The Earthquake Engineering Online Archive

Representation of irregular stress time histories by equivalent uniform stress series in liquefaction analyses

Seed, H. Bolton; Idriss, I. M.; Makdisi, Faiz I.; Banerjee, Nani G.

UCB/EERC-75/29, Earthquake Engineering Research Center, University of California, Berkeley, 1975-10, 40 pages (475/S413/1975)

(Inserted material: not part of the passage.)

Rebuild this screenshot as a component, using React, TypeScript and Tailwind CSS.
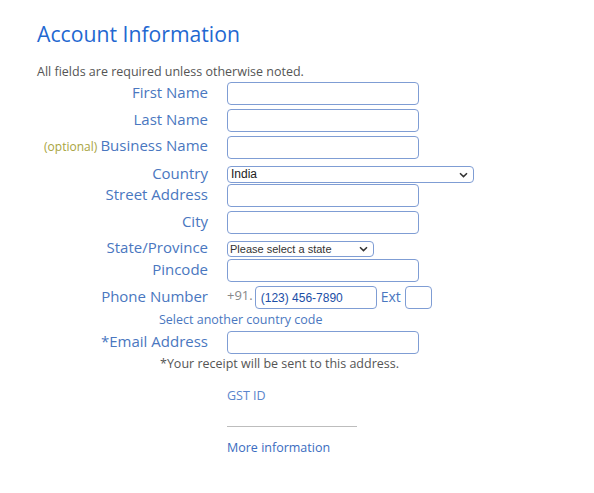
import React from "react";

const labelCls = "w-[171px] shrink-0 whitespace-nowrap text-right text-[15px] text-[#4a77c0] mb-[4px]";
const inputCls = "h-[23px] w-[192px] rounded-[4px] border border-[#7f9dd4] bg-white";

function Chevron() {
  return (
    <svg className="pointer-events-none absolute right-[5px] top-1/2 -translate-y-1/2" width="9" height="6" viewBox="0 0 9 6">
      <path d="M1 1.2 L4.5 4.6 L8 1.2" fill="none" stroke="#333" strokeWidth="1.5" />
    </svg>
  );
}

function Row({
  label,
  children,
  className = "",
  lh = "leading-[18px]",
}: {
  label: React.ReactNode;
  children: React.ReactNode;
  className?: string;
  lh?: string;
}) {
  return (
    <div className={"flex items-center gap-[19px] " + className}>
      <div className={labelCls + " " + lh}>{label}</div>
      {children}
    </div>
  );
}

export default function App() {
  return (
    <div className="w-[594px] h-[493px] bg-white pl-[37px]" style={{ fontFamily: '"Open Sans", sans-serif' }}>
      <h1 className="pt-[18px] text-[21.2px] leading-[32px] text-[#1f68d1] font-normal">Account Information</h1>
      <p className="mt-[14px] text-[12.5px] leading-[16px] text-[#555]">All fields are required unless otherwise noted.</p>
      <div className="mt-[2px] flex flex-col">
        <Row label="First Name" className="h-[23px]">
          <div className={inputCls} />
        </Row>
        <Row label="Last Name" className="mt-[4px] h-[23px]">
          <div className={inputCls} />
        </Row>
        <Row
          label={
            <>
              <span className="text-[12px] text-[#a8a43e]">(optional) </span>Business Name
            </>
          }
          className="mt-[4px] h-[23px]"
        >
          <div className={inputCls} />
        </Row>
        <Row label="Country" className="mt-[7px] h-[17px]" lh="leading-[16px]">
          <div className="relative h-[17px] w-[247px] rounded-[4px] border border-[#7f9dd4] bg-white">
            <span className="block pl-[3px] text-[12px] leading-[15px] text-[#222]" style={{ fontFamily: '"Liberation Sans", Arial, sans-serif' }}>
              India
            </span>
            <Chevron />
          </div>
        </Row>
        <Row label="Street Address" className="mt-[1px] h-[23px]">
          <div className={inputCls} />
        </Row>
        <Row label="City" className="mt-[4px] h-[23px]">
          <div className={inputCls} />
        </Row>
        <Row label="State/Province" className="mt-[7px] h-[16px]" lh="leading-[16px]">
          <div className="relative h-[16px] w-[147px] rounded-[4px] border border-[#7f9dd4] bg-white">
            <span className="block pl-[2px] text-[11px] leading-[14px] text-[#333]" style={{ fontFamily: '"Liberation Sans", Arial, sans-serif' }}>
              Please select a state
            </span>
            <Chevron />
          </div>
        </Row>
        <Row label="Pincode" className="mt-[2px] h-[23px]">
          <div className={inputCls} />
        </Row>
        <Row label="Phone Number" className="mt-[4px] h-[23px]">
          <div className="flex items-center">
            <span className="mb-[3px] text-[13px] text-[#888]">+91.</span>
            <div className="ml-[2px] flex h-[23px] w-[122px] items-center rounded-[4px] border border-[#7f9dd4] bg-white pl-[5px]">
              <span className="text-[12px] text-[#1b4ea6]" style={{ fontFamily: '"Liberation Sans", Arial, sans-serif' }}>
                (123) 456-7890
              </span>
            </div>
            <span className="mb-[3px] ml-[4px] text-[14px] text-[#4a77c0]">Ext</span>
            <div className="ml-[4px] h-[23px] w-[27px] rounded-[4px] border border-[#7f9dd4] bg-white" />
          </div>
        </Row>
        <p className="mt-[1px] pl-[122px] text-[12.5px] leading-[20px] text-[#4a77c0]">Select another country code</p>
        <Row label="*Email Address" className="mt-[1px] h-[23px]">
          <div className={inputCls} />
        </Row>
        <p className="pl-[123px] text-[12.5px] leading-[20px] text-[#555]">*Your receipt will be sent to this address.</p>
        <div className="pl-[190px]">
          <p className="mt-[12px] text-[12.5px] leading-[20px] text-[#5a85cc]">GST ID</p>
          <div className="mt-[20px] h-px w-[130px] bg-[#bdbdbd]" />
          <p className="mt-[11px] text-[12.5px] leading-[20px] text-[#3a6cc0]">More information</p>
        </div>
      </div>
    </div>
  );
}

The report presents a rational yet simple procedure for determining the uniform cyclic stress series which is equivalent, from the point of view of soil liquefaction, to any given irregular time history of stresses developed by an earthquake. It is believed that the procedure described will serve this purpose with an adequate degree of accuracy for practical purposes. A study of the stress histories developed by earthquakes with magnitudes ranging from about 5 to 6.3 indicates that a cyclic stress series involving 5 cycles at a uniform stress level of 0.65 tau subscript max provides an adequately conservative representation of such events, when used in conjunction with a conservative choice of design ground motion, suggesting that the use of larger numbers of stress cycles than this would lead to overly conservative estimates of liquefaction potential for most sites subjected to earthquakes of such moderate magnitudes. Appropriate numbers of equivalent uniform stress cycles for earthquakes with various magnitudes are analyzed statistically, and recommendations are made for appropriate numbers of cycles for use in engineering design.